7:11.  “And thou shalt hear what they say; and afterward shall thine hands be strengthened to go down unto the host.  Then went he down with Phurah his servant unto the outside of the armed men that were in the host.”

In Ps 103:13-14 it is written, “Like as a father pitieth his children, so the Lord pitieth them that fear him.  For he knoweth our frame; he remembereth that we are dust.”  The demonstration of this truth was God’s tender regard for His servant Gideon whom He would encourage by having him hear from the lips of the enemy himself the assurance of victory.

7:12.  “And the Midianites and the Amalekites and all the children of the east lay along in the valley like grasshoppers for multitude; and their camels were without number, as the sand by the sea side for multitude.”

Since we have already considered the significance of the Midianites, Amalekites, and the children of the east (see 6:33), there is no need to repeat the details here.  Midian represents contention and strife; Amalek, the lusts of the flesh; and the children of the east, evil in general.

Grasshoppers is literally locusts, and as the locust leaves famine and ruin in his wake so do the evils represented by Midian, Amalek, and the hordes of the east.  We should note also the repeated reference to “the valley.”  God would impress upon us the necessity of driving the enemy out of the sphere of service, and the extent to which that admonition is needed today is demonstrated by the almost total lack of spiritual service rendered by professing Christians.

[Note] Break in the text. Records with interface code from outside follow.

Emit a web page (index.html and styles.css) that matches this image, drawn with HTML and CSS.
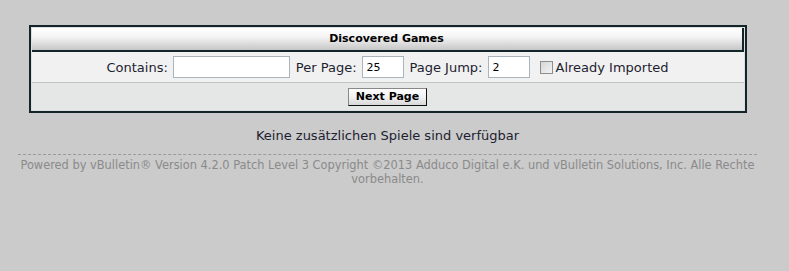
FILE: index.html
```html
<!DOCTYPE html>
<html lang="de">
<head>
    <meta charset="UTF-8">
    <title>Discovered Games</title>
    <link rel="stylesheet" href="styles.css">
</head>
<body>
<div class="page">
    <div class="tborder">
        <div class="thead">Discovered Games</div>
        <div class="filters">
            <label for="contains">Contains:</label>
            <input type="text" id="contains" class="wide">
            <label for="perpage">Per Page:</label>
            <input type="text" id="perpage" class="narrow" value="25">
            <label for="jump">Page Jump:</label>
            <input type="text" id="jump" class="narrow" value="2">
            <span class="check"><input type="checkbox" id="imported"><label for="imported">Already Imported</label></span>
        </div>
        <div class="actions">
            <button id="nextPage">Next Page</button>
        </div>
    </div>
    <p class="notice">Keine zusätzlichen Spiele sind verfügbar</p>
    <div class="footer">
        Powered by vBulletin® Version 4.2.0 Patch Level 3 Copyright ©2013 Adduco Digital e.K. und vBulletin Solutions, Inc. Alle Rechte vorbehalten.
    </div>
</div>
</body>
</html>
```

FILE: styles.css
```css
body {
    margin: 8px;
    background: #cbcbcb;
    font-family: "DejaVu Sans", Verdana, sans-serif;
    color: #1c2230;
}
.page {
    width: 739px;
    padding: 0 10px;
}
.tborder {
    width: 712px;
    margin: 17px auto 0;
    border: 2px solid #14252a;
    background: #dcdfdf;
    padding: 1px;
}
.thead {
    height: 22px;
    line-height: 22px;
    text-align: center;
    font-size: 11px;
    font-weight: bold;
    color: #000;
    background: linear-gradient(#ffffff, #f4f4f4 40%, #c6c6c6);
    border: 0 solid #14252a;
    border-width: 0 2px 2px 0;
}
.filters {
    display: flex;
    align-items: center;
    justify-content: center;
    gap: 5px;
    height: 30px;
    background: #f1f1f1;
    border-bottom: 1px solid #c2c4c4;
    font-size: 13px;
}
.filters input[type=text] {
    box-sizing: border-box;
    height: 22px;
    border: 1px solid #aab4bc;
    background: #fff;
    font-family: "DejaVu Sans", Verdana, sans-serif;
    font-size: 11px;
    padding: 2px 4px;
    margin-right: 1px;
}
.filters .wide {
    width: 117px;
}
.filters .narrow {
    width: 42px;
    border-color: #e8e8e8;
}
.check {
    display: flex;
    align-items: center;
    margin-left: 4px;
}
.check input {
    appearance: none;
    box-sizing: border-box;
    margin: 0 3px 0 0;
    width: 13px;
    height: 13px;
    border: 1px solid #8e8e8e;
    background: linear-gradient(135deg, #d6d6d6, #f4f4f4);
}
.actions {
    display: flex;
    justify-content: center;
    align-items: center;
    height: 27px;
    background: #e5e7e7;
}
#nextPage {
    font-family: "DejaVu Sans", Verdana, sans-serif;
    font-size: 11px;
    font-weight: bold;
    color: #000;
    height: 18px;
    width: 79px;
    padding: 0;
    border: 1px solid #000;
    border-color: #888 #111 #111 #888;
    background: linear-gradient(#ffffff, #f2f2f2 50%, #d8d8d8);
}
.notice {
    margin: 15px 0 0;
    text-align: center;
    font-size: 13px;
}
.footer {
    margin-top: 11px;
    border-top: 1px dashed #9a9a9a;
    padding-top: 3px;
    text-align: center;
    font-size: 11.4px;
    line-height: 14px;
    color: #8a8a8a;
}
```
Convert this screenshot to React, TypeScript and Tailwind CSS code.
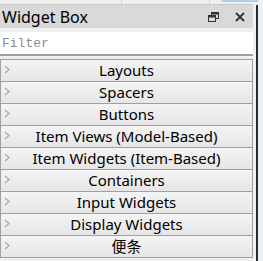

We have noted in earlier studies that the ass represents the body as the servant of the old nature; and the camel, the body as the servant of the new nature.  This, however, raises the question as to what is represented by these countless camels of the Midianites.  The question is easily answered.  Even in his self-willed rebellion against God, man is unwittingly made to accomplish the Creator’s purposes, as it is written, “surely the wrath of man shall praise thee” (Ps 76:10).  As the body of the obedient believer obeys the new nature, albeit reluctantly, so here, in alluding to the camels of the enemy, God would declare in symbol that in the final analysis the unbeliever is no less His servant than is the obedient believer, the former serving unwittingly; the latter, willingly.

“... as the sand by the sea side....”  This points to what they were spiritually: they were simply men of earth, and therefore earthy.  Note that Abraham’s seed were likened both unto dust, and unto stars, the former representing the mere natural posterity; the latter, those who were believers.  The Midianites were natural, earthy, not spiritual.

7:13.  “And when Gideon was come behold, there was a man that told a dream unto his fellow, and said, Behold, I dreamed a dream, and, lo, a cake of barley bread tumbled into the host of Midian, and came unto a tent, and smote it that it fell, and overturned it, that the tent lay along.”

In other ages God used various methods, including dreams, to communicate with men, and, as here, His communications were sometimes to the unconverted.  And in His using this Midianite soldier to declare that which would encourage Gideon, we have a further demonstration of His using even His enemies to accomplish His purposes.

As is made clear in the next verse, the cake of barley bread represents Gideon, and the propriety of the symbol is the more apparent when we remember that barley bread was the despised food of the equally despised poor.  At the beginning, Gideon had been careful to emphasize his own insignificance, but as noted already, it is just such men that God can use to do exploits for Him, and for their own eternal glory.  It is through such vessels that the power of God can flow unhindered.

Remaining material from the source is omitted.